Analysis of the current state of research
The lack of research specifically addressing IB in RE would seem to suggest that such research is not of interest, of use, or well-received by researchers or practitioners in LIS or software development. As evidenced by Cheng and Atlee's (2007) review, the majority of research published in RE is focused on incremental improvements to established practices, not paradigm-shifting ideas. RE is still a relatively young field, having formed from the only slightly older field of software engineering. As such, it may be that the RE field is too young to be ready to shift – it may still be trying to establish an initial paradigm. Akkermans & Gordij (2006) question whether existing research merits the description “scientific,” given the manner in which it is currently undertaken.
The popularity of instructional, rather than self-reflective, monographs on RE practice further suggests that RE practitioners are interested in reading about what to do, not about principles underlying what they do. Then again, many Requirements Engineers may simply not recognize the value of research and research findings to their day-to-day work. As one RE messageboard respondent stated when commenting on academic information sources, “The majority of what I've seen is: 1) steeped in academic-speak to the point they are essentially unreadable, 2) aimed specifically at other academics and not real-world practitioners, and 3) don't use a lot of examples that I could apply to work I do” (Seilevel, 2007b). Additionally, the work required to achieve an understanding of IB concepts is likely to be more than most Requirements Engineers are willing to undertake, especially if “they perceive that their world is working without it” (Pettigrew, Fidel, & Bruce, 2001, p. 55).

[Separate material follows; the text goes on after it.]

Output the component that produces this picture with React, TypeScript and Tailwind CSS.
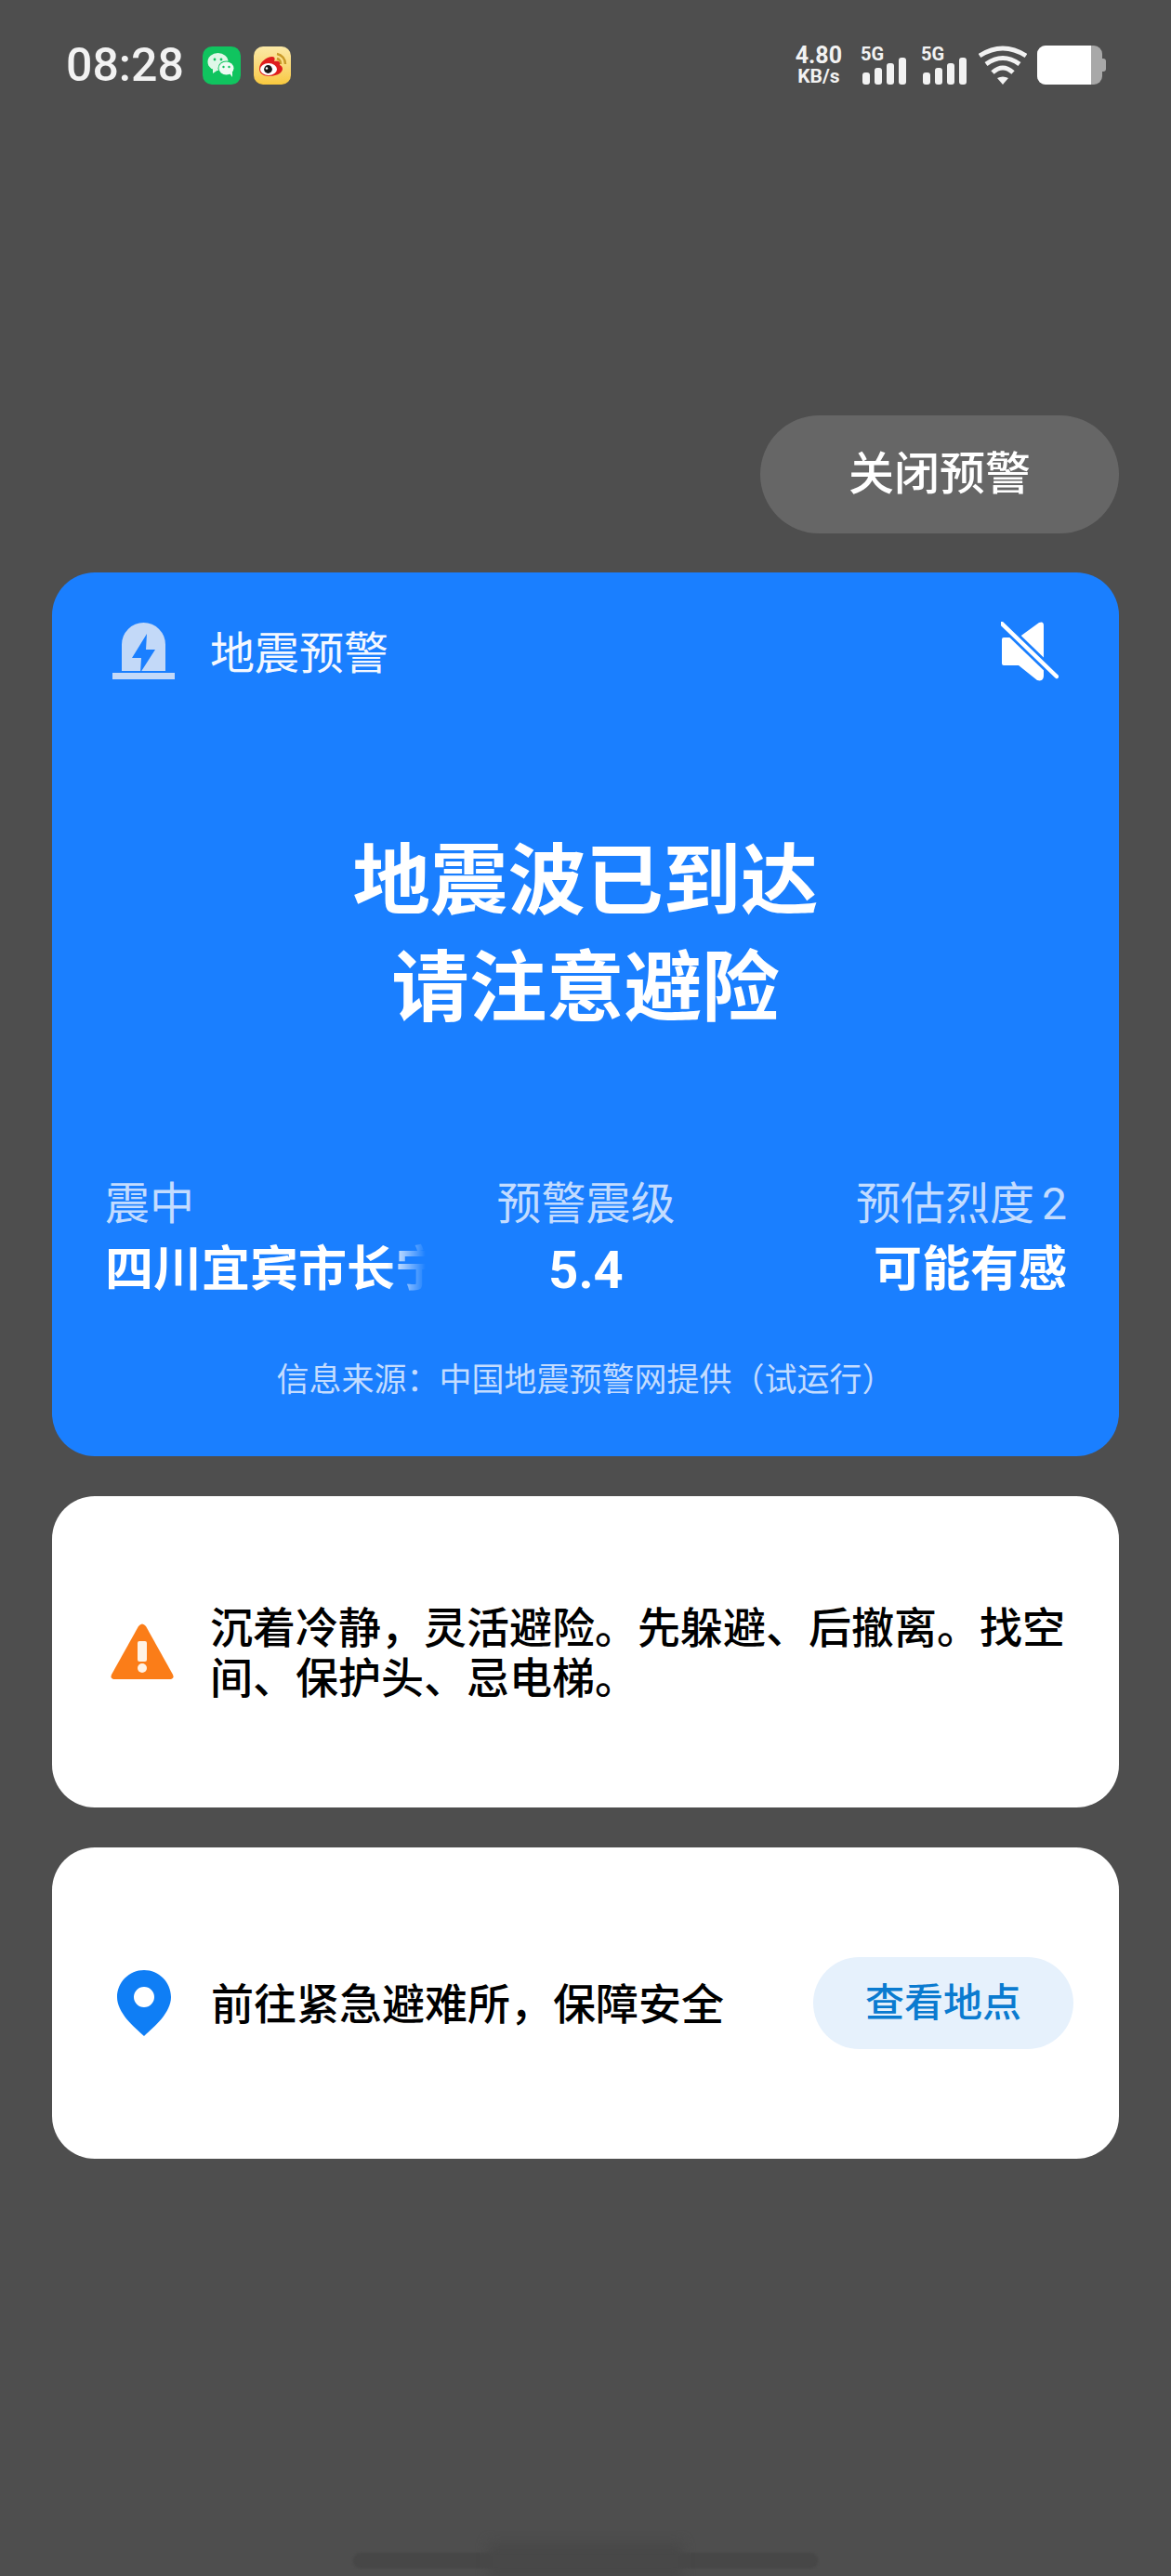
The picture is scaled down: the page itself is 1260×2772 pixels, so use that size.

Although research on IB in RE may be sporadic, research on IB certainly is happening within the LIS community, and research on RE is happening within the software engineering community. Even though the two research domains contain similar terminology and provide fertile ground for inquiry, very little crossover is taking place (see Davidson, 2002). Such isolation of research activities constitutes missed opportunities for IB research, RE research, and RE practice. RE's specific focus on the creation, collection, dissemination and management of information within a social context provides a number of opportunities for the investigation of IB theories, from the more cognitivist to the postmodern. IB's wide range of theoretical viewpoints provide RE research with multiple hermeneutics for the investigation of RE practice and theory. Finally, the principles of IB theory offer RE practitioners valuable insights into their own patterns of behavior, their working contexts, and the mangle of practice in which their work creates and is shaped by information and IB (Pickering, 1995).